20 Responses to “Use Your Shadow to Learn the Hip Turn”

  1. February 15, 2013


    I have been using my shadow for the backswing length and swing arc and it gives me a lot of feedback and confidence. I really like swing and look at my shadow.

    I think I have good hip movement but I will add this to my repertoire to confirm.


  2. February 15, 2013


    Hi Paul. This is a good exercise to start everything with the lower body and not the arms, but the shadow part can be a problem in the Midwest. We don’t see our shadows from November through April! Sunny days are as rare as double eagles!

    Best Regards, Ron

    • February 15, 2013

      Paul Wilson


      Just remember it for those sunny days when you can see it. You could use a mirror too!

  3. February 15, 2013


    Dear Paul .What is the proper s

  4. February 16, 2013


    Hi Paul
    Can you clarify – for a right handed golfer – does the left leg start to straighten before you start to move hips.
    Thanks for all the great tips.

    • February 17, 2013

      Paul Wilson


      No the left leg does not straighten before you turn your hips. You are thinking about straightening it from the top of the backswing. From the top to impact is 1/4 of a second. You cannot straighten the leg this fast. If you start to straighten it from the top it will be locked in the through swing when your right arm is parallel to the ground. In this process your weight has shifted and your hips have turned.

      It sounds like you are not seeing this move right. It is a shift and a turn. I want the thought of doing this to be with one of the triggers:

      1. Turn the left hip left.

      2. Straighten the left leg.

      3. Turn the belt buckle left.

      4. Spring from the instep of the right foot.

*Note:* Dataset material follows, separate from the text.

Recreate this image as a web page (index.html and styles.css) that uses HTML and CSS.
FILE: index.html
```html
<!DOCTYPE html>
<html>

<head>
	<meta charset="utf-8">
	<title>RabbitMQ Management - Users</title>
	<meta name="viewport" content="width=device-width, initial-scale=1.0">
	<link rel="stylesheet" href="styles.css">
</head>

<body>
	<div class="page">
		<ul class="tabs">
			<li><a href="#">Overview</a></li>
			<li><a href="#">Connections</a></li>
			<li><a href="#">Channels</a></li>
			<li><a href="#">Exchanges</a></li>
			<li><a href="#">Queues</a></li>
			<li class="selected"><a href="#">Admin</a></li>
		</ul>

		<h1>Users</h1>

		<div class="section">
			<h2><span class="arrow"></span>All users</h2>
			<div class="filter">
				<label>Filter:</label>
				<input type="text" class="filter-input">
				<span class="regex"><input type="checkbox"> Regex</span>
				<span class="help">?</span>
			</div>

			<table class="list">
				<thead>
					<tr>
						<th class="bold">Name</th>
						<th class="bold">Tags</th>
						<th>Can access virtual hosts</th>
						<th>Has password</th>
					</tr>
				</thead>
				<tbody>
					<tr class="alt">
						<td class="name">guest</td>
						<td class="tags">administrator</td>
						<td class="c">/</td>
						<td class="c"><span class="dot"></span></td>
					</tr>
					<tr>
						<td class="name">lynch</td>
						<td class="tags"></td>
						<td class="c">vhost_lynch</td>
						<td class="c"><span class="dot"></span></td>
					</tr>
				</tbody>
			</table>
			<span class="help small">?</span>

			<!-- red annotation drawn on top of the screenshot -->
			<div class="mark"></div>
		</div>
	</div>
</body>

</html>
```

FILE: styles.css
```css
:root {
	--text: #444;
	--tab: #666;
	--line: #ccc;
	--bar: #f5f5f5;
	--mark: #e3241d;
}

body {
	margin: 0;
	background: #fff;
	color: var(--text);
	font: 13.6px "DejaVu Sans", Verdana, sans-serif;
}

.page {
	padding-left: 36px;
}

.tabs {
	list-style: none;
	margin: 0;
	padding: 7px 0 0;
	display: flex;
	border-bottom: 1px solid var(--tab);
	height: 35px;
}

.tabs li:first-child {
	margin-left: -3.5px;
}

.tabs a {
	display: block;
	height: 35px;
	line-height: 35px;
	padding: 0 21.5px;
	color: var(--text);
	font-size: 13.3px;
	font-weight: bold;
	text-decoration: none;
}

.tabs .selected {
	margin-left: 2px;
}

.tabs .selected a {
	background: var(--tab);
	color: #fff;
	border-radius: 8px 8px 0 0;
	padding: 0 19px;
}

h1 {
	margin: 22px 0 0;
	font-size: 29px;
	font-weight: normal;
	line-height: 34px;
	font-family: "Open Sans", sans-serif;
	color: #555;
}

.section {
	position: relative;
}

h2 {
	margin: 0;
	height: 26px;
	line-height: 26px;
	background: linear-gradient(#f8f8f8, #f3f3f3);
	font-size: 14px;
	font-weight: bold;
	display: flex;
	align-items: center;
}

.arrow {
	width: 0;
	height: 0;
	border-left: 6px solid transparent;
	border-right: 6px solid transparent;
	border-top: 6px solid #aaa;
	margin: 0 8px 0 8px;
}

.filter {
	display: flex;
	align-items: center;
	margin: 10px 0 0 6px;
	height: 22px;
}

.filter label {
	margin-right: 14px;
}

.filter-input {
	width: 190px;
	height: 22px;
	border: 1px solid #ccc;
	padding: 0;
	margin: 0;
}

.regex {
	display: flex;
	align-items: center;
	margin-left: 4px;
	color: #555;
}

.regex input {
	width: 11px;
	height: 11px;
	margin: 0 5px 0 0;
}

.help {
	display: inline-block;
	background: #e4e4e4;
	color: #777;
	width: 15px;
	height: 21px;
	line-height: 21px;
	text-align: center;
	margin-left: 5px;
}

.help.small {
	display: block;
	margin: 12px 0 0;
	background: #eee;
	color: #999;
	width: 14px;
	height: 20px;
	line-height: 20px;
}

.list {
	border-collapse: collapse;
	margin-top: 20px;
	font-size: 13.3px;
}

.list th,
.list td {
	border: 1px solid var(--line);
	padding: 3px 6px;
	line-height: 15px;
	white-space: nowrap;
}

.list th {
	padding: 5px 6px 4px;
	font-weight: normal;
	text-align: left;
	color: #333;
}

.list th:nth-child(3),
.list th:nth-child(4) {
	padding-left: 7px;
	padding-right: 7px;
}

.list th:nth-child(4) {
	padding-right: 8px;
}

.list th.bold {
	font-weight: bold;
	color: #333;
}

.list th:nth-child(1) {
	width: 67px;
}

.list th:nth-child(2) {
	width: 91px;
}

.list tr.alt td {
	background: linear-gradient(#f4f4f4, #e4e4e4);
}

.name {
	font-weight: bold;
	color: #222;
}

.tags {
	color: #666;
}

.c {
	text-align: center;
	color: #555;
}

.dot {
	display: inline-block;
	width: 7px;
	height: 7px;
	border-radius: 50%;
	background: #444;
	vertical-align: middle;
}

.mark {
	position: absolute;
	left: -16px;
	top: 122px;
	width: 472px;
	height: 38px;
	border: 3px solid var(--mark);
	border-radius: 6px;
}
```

      No matter which one of these you choose the others still happen. To understand it just over hand a ball out in front of you with a narrower stance. When you overhand a ball you will see that your left leg will lock dead straight. You didn’t lock it then turn. It all happened together. So do this a few times then apply this very same feeling to your golf swing. Everyone has done this exact move before. It’s just in golf you have to tell yourself to do it. If you throw a ball you will do it without even thinking about it.

  5. February 17, 2013


    I can do this on the practice tee, but in the excitement of a real stroke, I rush the swing and by the end of the round I am pretty much swinging with my arms. Is there a good specific swing thought you would suggest to stop this?

    • February 17, 2013

      Paul Wilson


      You cannot do this on the course because you are thinking about hitting the ball and getting distance. If you are working on your swing work on your swing. Forget the ball and where is going. Play late night by yourself. Carry a few balls with you. Hit the shot working on your swing. If you hit a ball one pull out another ball. Make the swing and hold the positions. You need to do this enough that you can do the positions on the course.


      How To Take Your Swing From The Range To The Course:

  6. February 17, 2014


    About shadows in not so sunny places….A tips from right now “not so sunny Sweden”: Use a streetlight at night! Works perfect for seeing the move of hips in the shadow!!

    • February 18, 2014

      Paul Wilson


      Great idea. I especially like the fact that this would suggest practicing at night and without a ball!

  7. October 31, 2015


    Hi Paul great tips, you always manage to focus on something I’m doing wrong! Could you talk sometime about lag and any good drills? I could do with some direction.
    Many thanks

  8. October 31, 2015


    me and my shadow

  9. November 1, 2015


    Hey Paul,

    I hope as is well with you. I played today and really got the hips involved and hit some awesome shots. I have been working on this for a while but the big breakthrough can when I realized my hip range of motion was limited. It’s tough to use the lower body when it has a very limited range and it is stiff. The motor range is just too small and the body

    I did stretches and increased my internal hip rotation from 30 to over 60 degrees. This allows me to completely face the target with my hips at the end of my swing (with a flair on my left foot).

    Frankly without increasing my hip range of motion, I don’t think I would ever get it.

    Perhaps this is why getting the lower body drive is so hard for folks.

    What do you think?


    • November 1, 2015

      Paul Wilson


      I run into people with tight hips (mine are super tight) and can’t turn through it all of the time. Once they lock the lead leg and get fully through it they loosen up and have no problems. Keep in mind I have people regularly saying they cannot do my touch the legs position. Then I have them throw a ball overhand and voila they can do it! Amazing. It is the same move you would do when throwing a ball. So anyone and everyone can do my swing positions. The problem is the ball. They are hitting. I am not. I am thinking of the position and physically touching my legs. If they person is hitting they stop the momentum of the body rotation which takes them through to the ending so they end up stopping short. This is yet another reason I tell people to do tons of practice swings. No ball = no hitting. Now they can think of the positions and master them.


      It’s Like A Throwing Motion:

      Stretching can definitely help. That is why Jeremy is part of the site. Glad it helped you get to the position. Now you just have to keep regularly stretching so you don’t get tight again.